Version: Next

Paimon

Paimon sink connector

Description

Sink connector for Apache Paimon. It can support cdc mode 、auto create table.

Supported DataSource Info

Datasource	Dependent	Maven
Paimon	hive-exec	Download
Paimon	libfb303	Download

Database Dependency

In order to be compatible with different versions of Hadoop and Hive, the scope of hive-exec in the project pom file are provided, so if you use the Flink engine, first you may need to add the following Jar packages to <FLINK_HOME>/lib directory, if you are using the Spark engine and integrated with Hadoop, then you do not need to add the following Jar packages.

hive-exec-xxx.jar
libfb303-xxx.jar

Some versions of the hive-exec package do not have libfb303-xxx.jar, so you also need to manually import the Jar package.

Key features

Options

name	type	required	default value	Description
warehouse	String	Yes	-	Paimon warehouse path
catalog_type	String	No	filesystem	Catalog type of Paimon, support filesystem and hive
catalog_uri	String	No	-	Catalog uri of Paimon, only needed when catalog_type is hive
database	String	Yes	-	The database you want to access
table	String	Yes	-	The table you want to access
hdfs_site_path	String	No	-	The path of hdfs-site.xml
schema_save_mode	Enum	No	CREATE_SCHEMA_WHEN_NOT_EXIST	The schema save mode
data_save_mode	Enum	No	APPEND_DATA	The data save mode
paimon.table.primary-keys	String	No	-	Default comma-separated list of columns (primary key) that identify a row in tables.(Notice: The partition field needs to be included in the primary key fields)
paimon.table.partition-keys	String	No	-	Default comma-separated list of partition fields to use when creating tables.
paimon.table.write-props	Map	No	-	Properties passed through to paimon table initialization, reference.
paimon.hadoop.conf	Map	No	-	Properties in hadoop conf
paimon.hadoop.conf-path	String	No	-	The specified loading path for the 'core-site.xml', 'hdfs-site.xml', 'hive-site.xml' files
paimon.table.non-primary-key	Boolean	false	-	Switch to create `table with PK` or `table without PK`. true : `table without PK`, false : `table with PK`

Checkpoint in batch mode

When you set checkpoint.interval to a value greater than 0 in batch mode, the paimon connector will commit the data to the paimon table when the checkpoint triggers after a certain number of records have been written.

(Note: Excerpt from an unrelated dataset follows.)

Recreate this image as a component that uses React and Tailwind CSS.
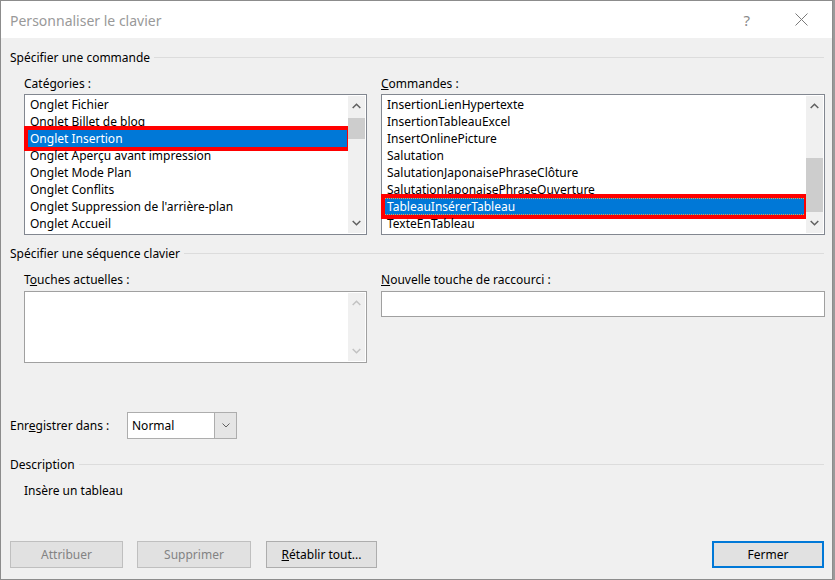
import React from 'react';

const font = { fontFamily: '"Segoe UI", "Noto Sans", "Open Sans", sans-serif' };

const categories = [
  'Onglet Fichier',
  'Onglet Billet de blog',
  'Onglet Insertion',
  'Onglet Aperçu avant impression',
  'Onglet Mode Plan',
  'Onglet Conflits',
  "Onglet Suppression de l'arrière-plan",
  'Onglet Accueil',
];

const commandes = [
  'InsertionLienHypertexte',
  'InsertionTableauExcel',
  'InsertOnlinePicture',
  'Salutation',
  'SalutationJaponaisePhraseClôture',
  'SalutationJaponaisePhraseOuverture',
  'TableauInsérerTableau',
  'TexteEnTableau',
];

function Chevron({ up, light }) {
  return (
    <svg width="9" height="6" viewBox="0 0 9 6" className="block">
      <path
        d={up ? 'M0.7 5 L4.5 1.2 L8.3 5' : 'M0.7 1 L4.5 4.8 L8.3 1'}
        fill="none"
        stroke={light ? '#c2c2c2' : '#606060'}
        strokeWidth="1.5"
      />
    </svg>
  );
}

function ScrollBar({ thumbTop, thumbHeight, disabled }) {
  return (
    <div className="relative w-[17px] shrink-0 bg-[#f0f0f0] flex flex-col justify-between items-center py-[7px]">
      <Chevron up light={disabled} />
      {thumbHeight ? (
        <div
          className="absolute left-0 right-0 bg-[#cdcdcd]"
          style={{ top: thumbTop, height: thumbHeight }}
        />
      ) : null}
      <Chevron light={disabled} />
    </div>
  );
}

function SectionHeader({ children }) {
  return (
    <div className="flex items-center h-[17px] pl-[9px] pr-[8px]">
      <span className="text-[12px] leading-[17px] text-black">{children}</span>
      <div className="flex-1 h-px bg-[#dcdcdc] ml-[4px]" />
    </div>
  );
}

function ListBox({ items, selected, focusDots, thumbTop, thumbHeight, width, redInset }) {
  return (
    <div className={`flex border border-[#828790] bg-white p-px h-[141px] ${width}`}>
      <div className="flex-1">
        {items.map((item, i) => (
          <div key={item} className="relative h-[17px]">
            <div
              className={`h-[17px] pl-[4px] pt-[1px] text-[12px] leading-[16px] whitespace-nowrap ${
                i === selected ? 'bg-[#0078d7] text-white' : 'text-black'
              } ${i === selected && focusDots ? 'outline outline-1 outline-dotted outline-[#e8a048] -outline-offset-1' : ''}`}
            >
              {item}
            </div>
            {i === selected && (
              <div className={`absolute border-[4px] border-[#ff0000] ${redInset}`} />
            )}
          </div>
        ))}
      </div>
      <ScrollBar thumbTop={thumbTop} thumbHeight={thumbHeight} />
    </div>
  );
}

function Button({ children, disabled, primary, width }) {
  return (
    <div
      className={`h-[27px] flex items-center justify-center text-[12px] bg-[#e1e1e1] ${width} ${
        primary ? 'border-2 border-[#0078d7]' : disabled ? 'border border-[#bfbfbf]' : 'border border-[#adadad]'
      } ${disabled ? 'text-[#838383]' : 'text-black'}`}
    >
      {children}
    </div>
  );
}

export default function App() {
  return (
    <div className="w-[835px] h-[580px] bg-[#9a9a9a]" style={font}>
      <div className="w-[833px] h-[580px] border border-[#8c8c8c] bg-[#f0f0f0] flex flex-col">
        {/* barre de titre */}
        <div className="h-[37px] bg-white flex items-center shrink-0">
          <span className="pl-[9px] text-[14px] text-[#999999] leading-[20px] pt-[2px]">
            Personnaliser le clavier
          </span>
          <div className="flex-1" />
          <span className="text-[15px] text-[#8a8a8a] mr-[45px] pt-[1px]">?</span>
          <svg width="13" height="13" viewBox="0 0 13 13" className="mr-[24px]">
            <path d="M0.5 0.5 L12.5 12.5 M12.5 0.5 L0.5 12.5" stroke="#7a7a7a" strokeWidth="1" />
          </svg>
        </div>

        <div className="mt-[11px]">
          <SectionHeader>Spécifier une commande</SectionHeader>
        </div>

        <div className="flex pl-[23px] gap-[14px] mt-[9px]">
          <div className="flex flex-col">
            <span className="text-[12px] leading-[17px] h-[19px]">
              Caté<u>g</u>ories :
            </span>
            <ListBox
              items={categories}
              selected={2}
              thumbTop={22}
              thumbHeight={21}
              width="w-[343px]"
              redInset="-top-[4px] -bottom-[4px] -left-[2px] -right-[3px]"
            />
          </div>
          <div className="flex flex-col">
            <span className="text-[12px] leading-[17px] h-[19px]">
              <u>C</u>ommandes :
            </span>
            <ListBox
              items={commandes}
              selected={6}
              focusDots
              thumbTop={62}
              thumbHeight={54}
              width="w-[444px]"
              redInset="-top-[4px] -bottom-[4px] -left-[2px] -right-[2px]"
            />
          </div>
        </div>

        <div className="mt-[10px]">
          <SectionHeader>Spécifier une séquence clavier</SectionHeader>
        </div>

        <div className="flex pl-[23px] gap-[14px] mt-[9px]">
          <div className="flex flex-col">
            <span className="text-[12px] leading-[17px] h-[20px]">
              T<u>o</u>uches actuelles :
            </span>
            <div className="flex w-[343px] h-[72px] border border-[#a0a0a0] bg-white p-px">
              <div className="flex-1" />
              <ScrollBar disabled />
            </div>
          </div>
          <div className="flex flex-col">
            <span className="text-[12px] leading-[17px] h-[20px]">
              <u>N</u>ouvelle touche de raccourci :
            </span>
            <div className="w-[444px] h-[26px] border border-[#a0a0a0] bg-white" />
          </div>
        </div>

        {/* enregistrer dans */}
        <div className="flex items-center pl-[9px] mt-[49px]">
          <span className="text-[12px] leading-[17px] w-[117px]">
            Enr<u>e</u>gistrer dans :
          </span>
          <div className="flex w-[110px] h-[27px] border border-[#adadad] bg-white">
            <span className="flex-1 pl-[4px] text-[12px] leading-[25px]">Normal</span>
            <div className="w-[22px] bg-[#e5e5e5] border-l border-[#adadad] flex items-center justify-center">
              <svg width="8" height="5" viewBox="0 0 8 5">
                <path d="M0.5 0.5 L4 4 L7.5 0.5" fill="none" stroke="#606060" strokeWidth="1" />
              </svg>
            </div>
          </div>
        </div>

        <div className="mt-[17px]">
          <SectionHeader>Description</SectionHeader>
        </div>

        <div className="pl-[23px] mt-[9px] text-[12px] leading-[17px]">Insère un tableau</div>

        <div className="flex mt-auto mb-[11px] pl-[9px] pr-[8px]">
          <Button disabled width="w-[113px]">Attribuer</Button>
          <div className="w-[14px]" />
          <Button disabled width="w-[114px]">Supprimer</Button>
          <div className="w-[15px]" />
          <Button width="w-[111px]">
            <span>
              <u>R</u>établir tout...
            </span>
          </Button>
          <div className="flex-1" />
          <Button primary width="w-[112px]">Fermer</Button>
        </div>
      </div>
    </div>
  );
}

At this moment, the written data in paimon that is visible. However, if you do not set checkpoint.interval in batch mode, the paimon sink connector will commit the data after all records are written. The written data in paimon that is not visible until the batch task completes.

Changelog

You must configure the changelog-producer=input option to enable the changelog producer mode of the paimon table. If you use the auto-create table function of paimon sink, you can configure this property in paimon.table.write-props.

The changelog producer mode of the paimon table has four mode which is none、input、lookup and full-compaction.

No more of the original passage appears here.